The Federal Reserve announced last week that they intend to reduce the amount of money printing from the Quantitative Easing (QE) program beginning in January 2014. The amount to be reduced is USD 10 billion – consisting of $5 billion of Treasuries and $5 billion of mortgage bonds.

So is the Fed finally going to slow the money-printing presses? Yes and no. Let me explain.

This year will be remembered as the year where the markets were kept in suspense and left guessing whether the Fed will reduce the pace of QE. Six months since announcing increasing QE3 from $40 billion in bond purchases to $85 billion in Dec 2012, members of the Fed had been feeding the media with the possibility of tapering QE. Markets had expected the taper to happen in the September Federal Open Market Committee (FOMC) meeting but it did not.

The pent up expectation then focused on the December FOMC meeting. Tapering QE was finally announced and media headlines focused on the intention of the Fed to taper a paltry $10 billion of QE. That is still a staggering $900 billion a year - $100 billion shy of a trillion!

But tapering $10 billion of the original $85 billion QE amount was not all that the Fed chairman, Ben Bernanke, said. He also did his best to prevent a sell-off in the stock market and property market by saying “tapering is not tightening” the easy credit monetary policy that the US economy is addicted to since 2007. Not tightening QE is inflationary.

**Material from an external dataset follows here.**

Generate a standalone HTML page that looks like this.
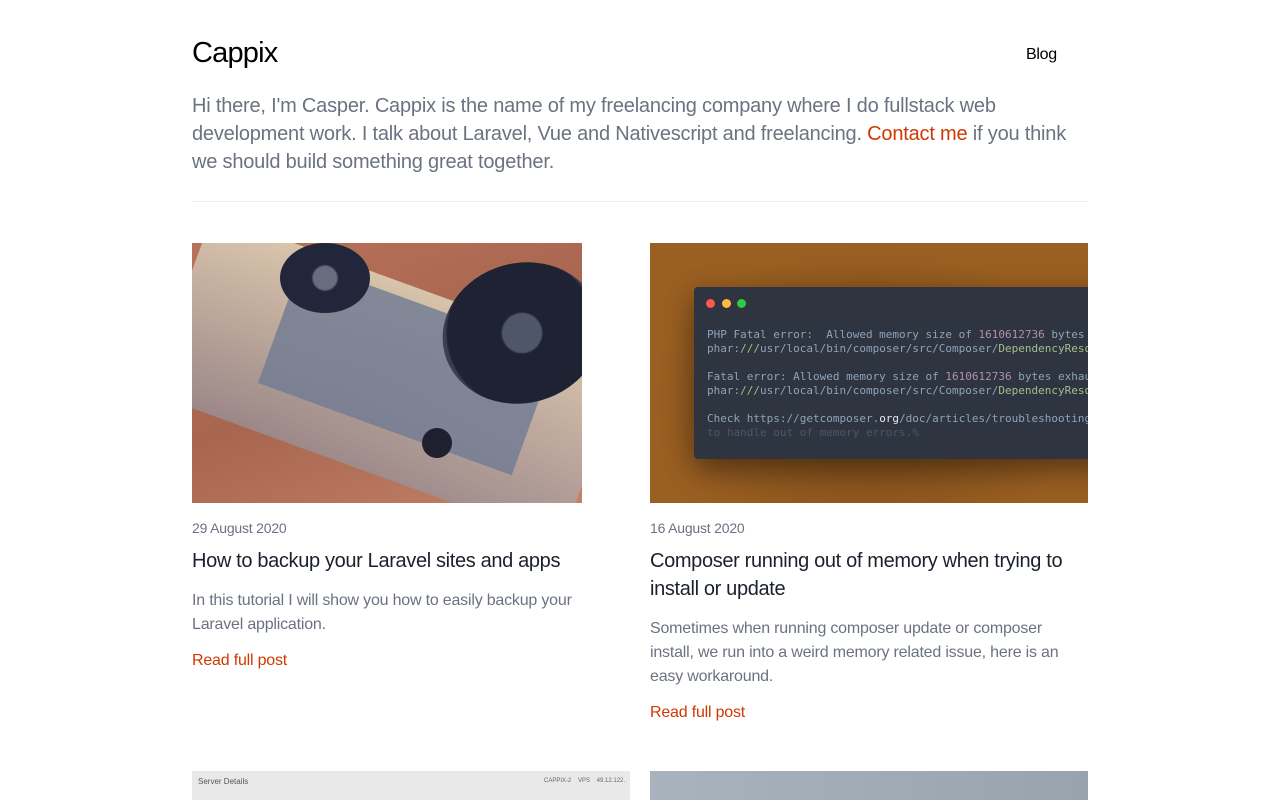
<!DOCTYPE html>
<html><head><meta charset="utf-8"><style>
*{margin:0;padding:0;box-sizing:border-box}
body{width:1280px;height:800px;overflow:hidden;background:#fff;font-family:"Liberation Sans",sans-serif;color:#1a202c}
.wrap{position:absolute;left:192px;width:896px}
.logo{position:absolute;left:192px;top:37px;font-size:29px;color:#000;letter-spacing:-0.8px}
.nav{position:absolute;left:1026px;top:46px;font-size:16px;color:#000;letter-spacing:-0.3px}
.intro{top:92px;font-size:20px;line-height:28px;color:#6b7280;letter-spacing:-0.2px}
.intro a{color:#d03801;text-decoration:none}
.hr{position:absolute;left:192px;top:201px;width:896px;height:1px;background:#edf0f3}
.card{position:absolute}
.date{font-size:14px;color:#6b7280;letter-spacing:-0.2px}
.title{font-size:20px;line-height:28px;color:#1a202c;letter-spacing:-0.35px}
.ex{font-size:16px;line-height:24px;color:#6b7280;letter-spacing:-0.2px}
.rm{font-size:16px;color:#d03801;letter-spacing:-0.2px}
.term{font-family:"DejaVu Sans Mono",monospace;font-size:11px;line-height:14px;white-space:pre;color:#8fa3b8}
</style></head><body>
<div class="logo">Cappix</div>
<div class="nav">Blog</div>
<div class="wrap intro">Hi there, I'm Casper. Cappix is the name of my freelancing company where I do fullstack web development work. I talk about Laravel, Vue and Nativescript and freelancing. <a>Contact me</a> if you think we should build something great together.</div>
<div class="hr"></div>

<div class="card" style="left:192px;top:243px;width:390px;height:260px;overflow:hidden;background:linear-gradient(160deg,#b7725a 0%,#a8654f 50%,#c38167 100%)">
 <div style="position:absolute;width:440px;height:190px;background:linear-gradient(180deg,rgba(230,225,200,.75),rgba(150,150,160,.7));transform:rotate(20deg);left:-25px;top:40px;border-radius:8px"></div>
 <div style="position:absolute;left:80px;top:60px;width:270px;height:130px;background:#6f7a94;transform:rotate(20deg);opacity:.8"></div>
 <div style="position:absolute;left:250px;top:20px;width:160px;height:140px;border-radius:50%;background:radial-gradient(circle,#50566a 0 18%,#1e2232 20% 70%,#3a3f52 72%);transform:rotate(-15deg)"></div>
 <div style="position:absolute;left:88px;top:0px;width:90px;height:70px;border-radius:50%;background:radial-gradient(circle,#6a6d80 0 20%,#22263a 24%)"></div>
 <div style="position:absolute;left:230px;top:185px;width:30px;height:30px;border-radius:50%;background:#1e2030"></div>
</div>
<div class="card" style="left:192px;top:520px;width:400px">
 <div class="date">29 August 2020</div>
 <div class="title" style="margin-top:11px">How to backup your Laravel sites and apps</div>
 <div class="ex" style="margin-top:14px">In this tutorial I will show you how to easily backup your Laravel application.</div>
 <div class="rm" style="margin-top:15px">Read full post</div>
</div>

<div class="card" style="left:650px;top:243px;width:438px;height:260px;overflow:hidden;background:radial-gradient(ellipse at 50% 60%,#7a4a18,#9a5f22 70%)">
 <div style="position:absolute;left:44px;top:44px;width:420px;height:172px;background:#2e3440;border-radius:4px;box-shadow:0 10px 30px rgba(0,0,0,.45)">
  <div style="position:absolute;left:12px;top:12px;width:9px;height:9px;border-radius:50%;background:#fc5753"></div>
  <div style="position:absolute;left:28px;top:12px;width:9px;height:9px;border-radius:50%;background:#fdbc40"></div>
  <div style="position:absolute;left:43px;top:12px;width:9px;height:9px;border-radius:50%;background:#33c748"></div>
  <div class="term" style="position:absolute;left:13px;top:41px">PHP Fatal error:  Allowed memory size of <span style="color:#b48ead">1610612736</span> bytes
phar:<span style="color:#a3be8c">///</span>usr/local/bin/composer/src/Composer/<span style="color:#a3be8c">DependencyResolver</span>

Fatal error: Allowed memory size of <span style="color:#b48ead">1610612736</span> bytes exhausted
phar:<span style="color:#a3be8c">///</span>usr/local/bin/composer/src/Composer/<span style="color:#a3be8c">DependencyResolver</span>

Check https://getcomposer.<span style="color:#e5e9f0">org</span>/doc/articles/troubleshooting
<span style="color:#4c566a">to handle out of memory errors.%</span></div>
 </div>
</div>
<div class="card" style="left:650px;top:520px;width:438px">
 <div class="date">16 August 2020</div>
 <div class="title" style="margin-top:11px">Composer running out of memory when trying to install or update</div>
 <div class="ex" style="margin-top:14px">Sometimes when running composer update or composer install, we run into a weird memory related issue, here is an easy workaround.</div>
 <div class="rm" style="margin-top:15px">Read full post</div>
</div>

<div class="card" style="left:192px;top:771px;width:438px;height:29px;background:#e9e9e9">
 <div style="position:absolute;left:6px;top:6px;font-size:8px;color:#555">Server Details</div>
 <div style="position:absolute;left:352px;top:7px;font-size:6px;color:#666">CAPPIX-2 &nbsp;&nbsp; VPS &nbsp;&nbsp; 49.12.122.</div>
</div>
<div class="card" style="left:650px;top:771px;width:438px;height:29px;background:linear-gradient(90deg,#a9b3bd,#98a3ad)"></div>
</body></html>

In addition, the Fed’s benchmark interest rate is likely to stay low “well past the time that the unemployment rate declines below 6.5 percent, especially if projected inflation continues to run below” the Fed’s 2 percent goal. This is a change from what the Fed announced back in Dec 2012 that they will keep rates at historic lows until the unemployment rate falls to 6.5% or inflation exceeds 2.5% a year. The US official unemployment rate has fallen from 7.7% in November 2012 to 7% in October 2013 – a drop of 0.7% in a year. Obviously, if the unemployment rate continues to fall at this rate, a 6.5% rate would be reached within a year from now. This would have warranted a hike in interest rates by the Fed based on their December 2012 decision to link the setting of interest rates to unemployment data for the first time.

However, the truth is that the US economy cannot afford a rise in interest rates. The US government needs to be able to borrow money at the current near zero interest rates to cover expenditures. With an exponentially increasing debt load, rising interest rates will only increase the burden of servicing debt.

In the words of the Fed, the purpose of QE is to “maintain downward pressure on longer-term interest rates, support mortgage markets, and help to make broader financial conditions more accommodative”. Notice that the mortgage markets are mentioned? By maintaining downward pressure on interest rates, property buyers can continue to buy increasingly overvalued properties using the leverage of low interest rates. This will only continue the furor of speculative property buying – blowing the property asset bubble again. So the next time positive news from the property market is reported, think again if their fundamentals are sound.

If QE is needed to suppress interest rates, how can the QE spigot ever be turned off? The truth of the matter is that the US economy will continue to need the QE crutch to limp forward chained to an increasing mountain of debt. Announcing QE tapering of $10 billion but with a caveat that it is not tightening monetary policy is a sideshow to prop up the stock market and property market. While seemingly reducing money printing, the Fed has knocked down the 6.5% unemployment rate floor to allow them to do whatever it takes to keep interest rates down. And the main monetary policy tool that they have used so far to keep interest rates down so far is QE.

In addition, if their intention is to end QE by Dec 2014, the Fed would have inevitably informed all long term US Treasury holders that they will exit from supporting the bond market in the long end of the yield curve. What incentive would long term US Treasury holders have to continue holding these bonds at such minuscule bond yields? In an environment starved of good investment yields, it is likely to trigger a sell-off in the long term US Treasury bonds as investors seek higher yields in other assets. This would make the yields on these bonds climb higher and thus require the US government to pay more when issuing new debt.

Whichever way you look at this, there is no positive outcome. While the media is trumpeting tapering of QE is due to economic recovery, the truth is that we will see even more money printing ahead given the elephant in the room, the mountain of debt, is conveniently ignored.